* Task statement *
Write out each line of the listing as it stands, without the images.
+++++
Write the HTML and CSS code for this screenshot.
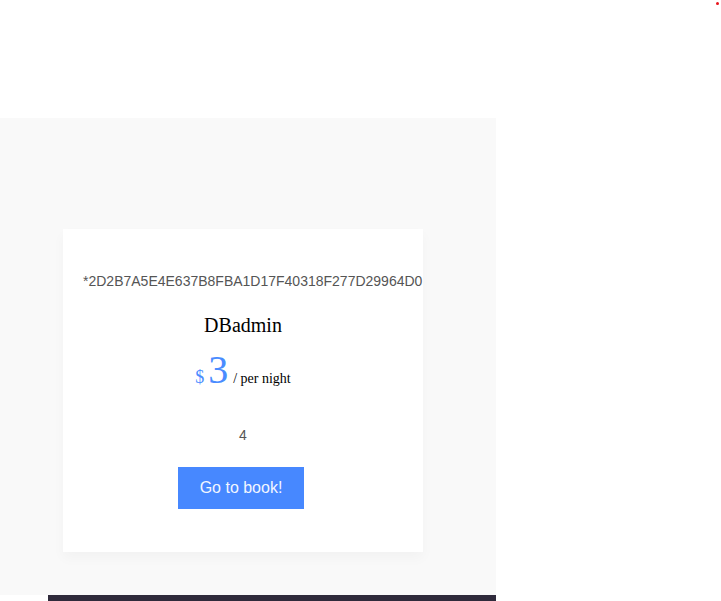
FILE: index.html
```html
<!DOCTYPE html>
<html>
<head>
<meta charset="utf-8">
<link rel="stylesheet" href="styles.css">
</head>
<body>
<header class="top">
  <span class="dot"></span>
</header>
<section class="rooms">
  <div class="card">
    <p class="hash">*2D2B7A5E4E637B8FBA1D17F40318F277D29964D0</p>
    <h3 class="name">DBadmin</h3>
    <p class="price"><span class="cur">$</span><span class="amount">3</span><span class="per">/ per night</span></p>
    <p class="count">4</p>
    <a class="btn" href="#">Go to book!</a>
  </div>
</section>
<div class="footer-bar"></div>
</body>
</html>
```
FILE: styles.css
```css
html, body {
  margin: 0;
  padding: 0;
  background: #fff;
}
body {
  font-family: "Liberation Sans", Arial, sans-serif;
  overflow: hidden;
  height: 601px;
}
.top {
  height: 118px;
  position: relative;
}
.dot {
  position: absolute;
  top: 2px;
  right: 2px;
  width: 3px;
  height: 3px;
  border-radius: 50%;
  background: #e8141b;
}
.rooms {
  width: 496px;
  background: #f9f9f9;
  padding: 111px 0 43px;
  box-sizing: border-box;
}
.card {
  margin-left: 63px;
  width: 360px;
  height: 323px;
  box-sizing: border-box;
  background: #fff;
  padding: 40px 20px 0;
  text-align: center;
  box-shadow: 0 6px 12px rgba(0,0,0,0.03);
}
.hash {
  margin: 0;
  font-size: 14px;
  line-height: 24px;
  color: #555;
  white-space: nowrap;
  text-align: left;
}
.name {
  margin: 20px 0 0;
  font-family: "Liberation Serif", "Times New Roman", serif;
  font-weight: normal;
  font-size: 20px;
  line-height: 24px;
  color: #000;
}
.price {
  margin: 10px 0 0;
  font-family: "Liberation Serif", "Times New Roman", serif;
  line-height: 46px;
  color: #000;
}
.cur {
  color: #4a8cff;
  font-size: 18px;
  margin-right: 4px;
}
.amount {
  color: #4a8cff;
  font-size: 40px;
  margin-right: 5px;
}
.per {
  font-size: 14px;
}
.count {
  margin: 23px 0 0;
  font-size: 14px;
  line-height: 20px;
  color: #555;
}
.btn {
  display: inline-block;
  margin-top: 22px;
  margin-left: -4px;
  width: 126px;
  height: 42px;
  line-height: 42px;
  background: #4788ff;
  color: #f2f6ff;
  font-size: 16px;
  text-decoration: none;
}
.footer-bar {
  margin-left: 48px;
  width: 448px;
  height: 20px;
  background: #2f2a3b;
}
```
+++++
* Reply *
Write the HTML and CSS code for this screenshot.
FILE: index.html
```html
<!DOCTYPE html>
<html>
<head>
<meta charset="utf-8">
<link rel="stylesheet" href="styles.css">
</head>
<body>
<header class="top">
  <span class="dot"></span>
</header>
<section class="rooms">
  <div class="card">
    <p class="hash">*2D2B7A5E4E637B8FBA1D17F40318F277D29964D0</p>
    <h3 class="name">DBadmin</h3>
    <p class="price"><span class="cur">$</span><span class="amount">3</span><span class="per">/ per night</span></p>
    <p class="count">4</p>
    <a class="btn" href="#">Go to book!</a>
  </div>
</section>
<div class="footer-bar"></div>
</body>
</html>
```
FILE: styles.css
```css
html, body {
  margin: 0;
  padding: 0;
  background: #fff;
}
body {
  font-family: "Liberation Sans", Arial, sans-serif;
  overflow: hidden;
  height: 601px;
}
.top {
  height: 118px;
  position: relative;
}
.dot {
  position: absolute;
  top: 2px;
  right: 2px;
  width: 3px;
  height: 3px;
  border-radius: 50%;
  background: #e8141b;
}
.rooms {
  width: 496px;
  background: #f9f9f9;
  padding: 111px 0 43px;
  box-sizing: border-box;
}
.card {
  margin-left: 63px;
  width: 360px;
  height: 323px;
  box-sizing: border-box;
  background: #fff;
  padding: 40px 20px 0;
  text-align: center;
  box-shadow: 0 6px 12px rgba(0,0,0,0.03);
}
.hash {
  margin: 0;
  font-size: 14px;
  line-height: 24px;
  color: #555;
  white-space: nowrap;
  text-align: left;
}
.name {
  margin: 20px 0 0;
  font-family: "Liberation Serif", "Times New Roman", serif;
  font-weight: normal;
  font-size: 20px;
  line-height: 24px;
  color: #000;
}
.price {
  margin: 10px 0 0;
  font-family: "Liberation Serif", "Times New Roman", serif;
  line-height: 46px;
  color: #000;
}
.cur {
  color: #4a8cff;
  font-size: 18px;
  margin-right: 4px;
}
.amount {
  color: #4a8cff;
  font-size: 40px;
  margin-right: 5px;
}
.per {
  font-size: 14px;
}
.count {
  margin: 23px 0 0;
  font-size: 14px;
  line-height: 20px;
  color: #555;
}
.btn {
  display: inline-block;
  margin-top: 22px;
  margin-left: -4px;
  width: 126px;
  height: 42px;
  line-height: 42px;
  background: #4788ff;
  color: #f2f6ff;
  font-size: 16px;
  text-decoration: none;
}
.footer-bar {
  margin-left: 48px;
  width: 448px;
  height: 20px;
  background: #2f2a3b;
}
```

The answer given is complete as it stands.